07 October 2015

It was the day that LiU nearly won the Nobel Prize in Chemistry. For some time, worldwide media believed the prize had been awarded to Professor Tomas Lindahl from the Department of Clinical and Experimental Medicine at Linköping University.

Today, Wednesday 7 October, the phones at the university switchboard ran hot and Director of Communications Mariethe Larsson was inundated with calls. A LiU Professor is awarded the Nobel Prize in chemistry?!
No, that wasn’t exactly the case. Professor Tomas Lindahl (below), from the Department of Clinical and Experimental Medicine at Linköping University, had been mistaken for Tomas Lindahl, (above) from the Francis Crick Institute and the Clare Hall Laboratory in the UK, the new Nobel laureate in chemistry.

Ringing off the hook 

”Since 11.50 the phone has been ringing off the hook. I haven’t counted, but there have been many calls. Even the Swedish prime minister’s secretary phoned to congratulate me,” says LiU’s Tomas Lindahl.
Congratulatory emails from around the world have filled his inbox. International media are trying to get in touch.
”It’s pretty funny. And there are worse people to get mixed up with.”
The Nobel laureate Tomas Lindahl and the LiU professor Tomas Lindahl have been aware of each other’s existence for many years.
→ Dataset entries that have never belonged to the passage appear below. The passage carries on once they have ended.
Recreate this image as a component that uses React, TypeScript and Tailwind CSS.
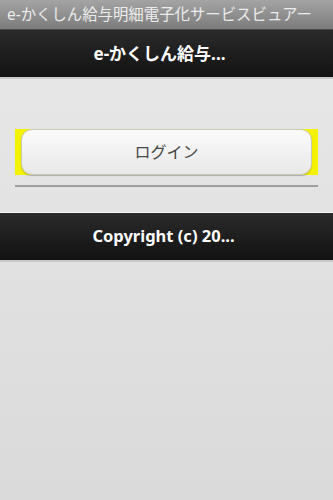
import React from "react";

export default function App() {
  const font = { fontFamily: '"Noto Sans", "Noto Sans CJK JP", sans-serif' };
  return (
    <div
      className="w-[333px] h-[500px] flex flex-col bg-gradient-to-b from-[#e9e9e9] to-[#dadada] overflow-hidden"
      style={font}
    >
      <div className="h-[30px] flex items-center pl-[7px] bg-gradient-to-b from-[#a4a4a4] to-[#7c7c7c] border-b border-[#4a4a4a] text-[#ececec] text-[15.4px] leading-none whitespace-nowrap">
        e-かくしん給与明細電子化サービスビュアー
      </div>
      <div className="h-[49px] flex items-center justify-center bg-gradient-to-b from-[#2b2b2b] to-[#121212] border-b-2 border-[#c8c8c8] text-white font-bold text-[17px] leading-none pr-[14px]">
        e-かくしん給与...
      </div>
      <div className="h-[50px]" />
      <div className="mx-[15px] h-[46px] bg-[#f5f200] px-[6px] flex">
        <div className="flex-1 rounded-[11px] bg-gradient-to-b from-[#fbfbfb] to-[#e8e8e8] border border-[#c9c9b0] shadow-[0_1px_1px_rgba(0,0,0,0.25)] flex items-center justify-center text-[#474747] text-[16px] leading-none">
          ログイン
        </div>
      </div>
      <div className="mx-[15px] mt-[10px] h-[2px] bg-[#9e9e9e]" />
      <div className="h-[25px]" />
      <div className="h-[50px] flex items-center justify-center bg-gradient-to-b from-[#2b2b2b] to-[#121212] border-t border-[#f5f5f5] border-b-2 border-b-[#c8c8c8] text-white font-bold text-[16.5px] leading-none pr-[6px]">
        Copyright (c) 20...
      </div>
    </div>
  );
}
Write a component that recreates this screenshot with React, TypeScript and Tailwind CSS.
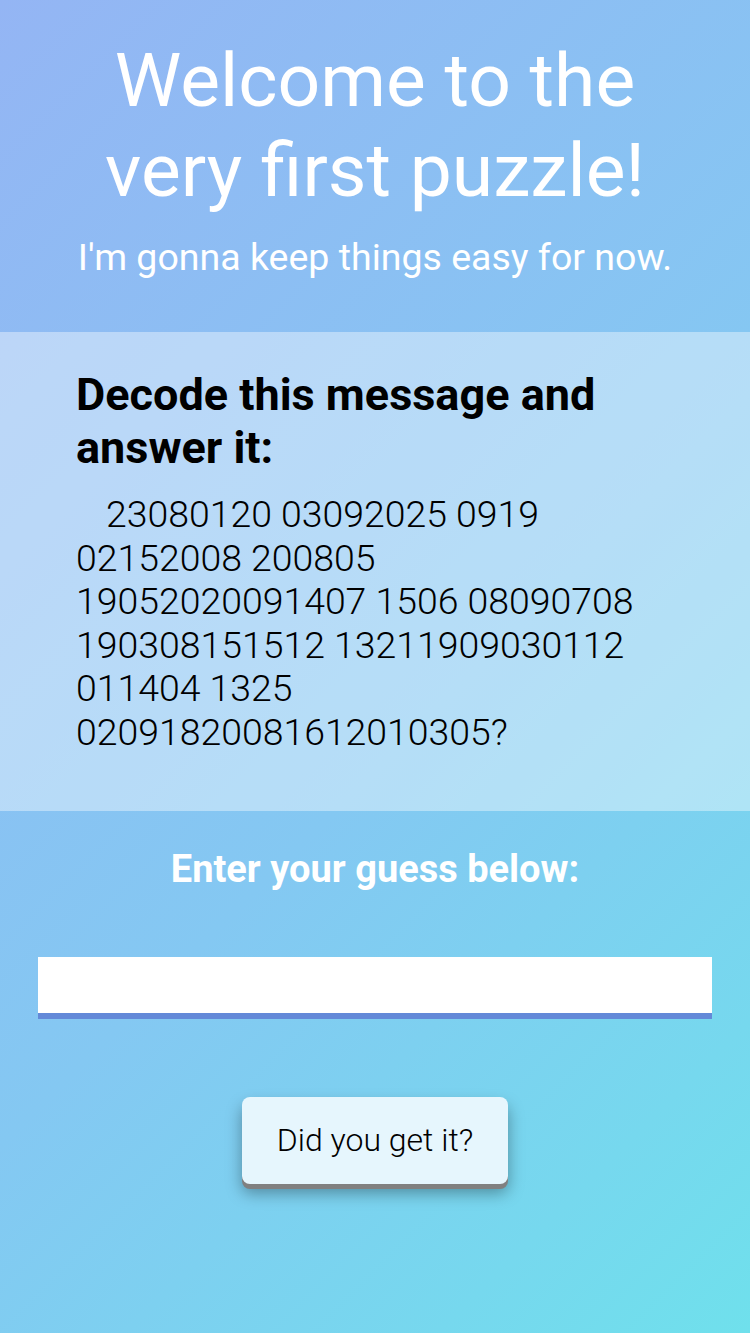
import React from "react";

const numbers =
  "23080120 03092025 0919 02152008 200805 19052020091407 1506 08090708 190308151512 13211909030112 011404 1325 02091820081612010305?";

const App = () => {
  return (
    <div className="min-h-[1333px] w-full bg-[linear-gradient(135deg,#94b5f4_0%,#84c8f2_55%,#6fe0ec_100%)] font-['Roboto',sans-serif]">
      <header className="flex flex-col items-center pt-[35px] pb-[53px] text-center text-white">
        <h1 className="text-[75px] font-normal leading-[90px]">
          Welcome to the
          <br />
          very first puzzle!
        </h1>
        <p className="mt-[20px] text-[37.5px] leading-[44px]">I'm gonna keep things easy for now.</p>
      </header>

      <section className="bg-white/40 pl-[76px] pr-[99px] pt-[36px] pb-[56px] text-black">
        <h2 className="text-[45px] font-bold leading-[53px]">Decode this message and answer it:</h2>
        <p className="mt-[19px] indent-[30px] text-[37.4px] font-light leading-[43.6px]">{numbers}</p>
      </section>

      <section className="flex flex-col items-center pt-[36px]">
        <h3 className="text-[38px] font-bold leading-[44px] text-white">Enter your guess below:</h3>
        <input
          type="text"
          className="mt-[66px] h-[62px] w-[674px] border-b-[6px] border-[#6389d8] bg-white px-3 text-[28px] outline-none"
        />
        <button className="mt-[78px] h-[87px] w-[266px] rounded-[8px] bg-[#e6f6fd] text-[32px] font-light text-black shadow-[0_5px_0_#808080,0_9px_16px_rgba(0,0,0,0.35)]">
          Did you get it?
        </button>
      </section>
    </div>
  );
};

export default App;
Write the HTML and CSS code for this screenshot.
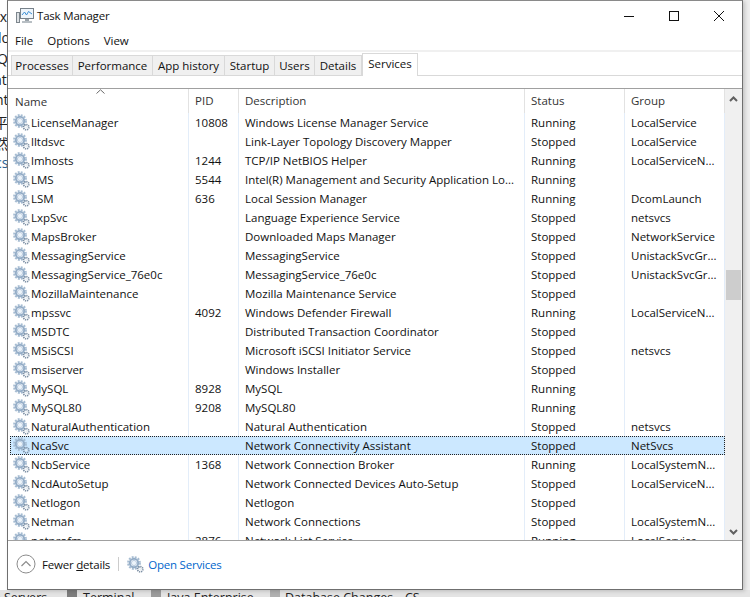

”When I was a doctoral student in the 80s he received some publications that should have been sent to me. He asked if I had a middle initial I could use. So now I usually write Tomas L Lindahl.

Both are chemists

Both Tomas Lindahls are chemists, but their fields aren’t particularly close. The Nobel Tomas wants to understand the mechanisms in the system that repairs DNA damage, in order to develop more effective cancer treatment. The no-Nobel Tomas is a senior consultant whose research includes how platelets are activated during coagulation and wound closure.
”Also, Tomas Lindahl is a fair bit older than me,” says the LiU Lindahl. ”But a few times a year we’re mistaken for each other.”